At 100, Carmen Herrera’s Career Would Make Any Artist Jealous
Posted by: Roy Wilbur
The following is an excerpt from Ted Loos’ article “An Artist at 100, Thinking Big but Starting Small” that appeared in The New York Times on April 15, 2016
The painter Carmen Herrera, who turns 101 in May, was sitting in her wheelchair on a gray day last month, waiting and watching, catlike.
She was quiet for the moment, but at any time she might toss off a teasing zinger toward an old friend who was present, or a directive to her assistant to make a minute calibration to one of her hard-edge abstract paintings.

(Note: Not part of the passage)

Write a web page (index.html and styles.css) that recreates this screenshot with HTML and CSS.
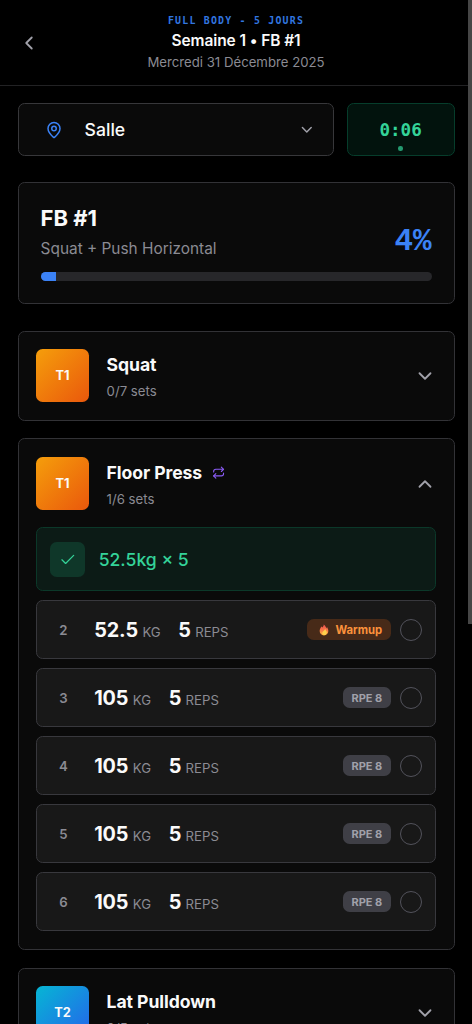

Ms. Herrera, who has shoulder-length white hair and wire-rim glasses and was wearing a black cardigan sweater, held up a small, rectangular piece of painted vellum and compared it to the larger version of the same work, one done on paper, which was hanging on the wall of her large, floor-through home and studio on East 19th Street.
She grunted softly.
Silently assessing the diamond-shaped areas of red and blue on the canvas, Ms. Herrera was working, in her way — deciding how much red, how much blue, and where the line between them would be — though she was not applying paint just then.
Ms. Herrera still makes art every day; it sustains her. “I’ve painted all my life,” she said, nodding her head firmly to make the point. “It makes me feel good.” She sold her first piece 81 years ago.
Her sense of humor remains intact, and she has tart, firm opinions. “Don’t do it,” she said with a chuckle about being 100. “It’s horrible.”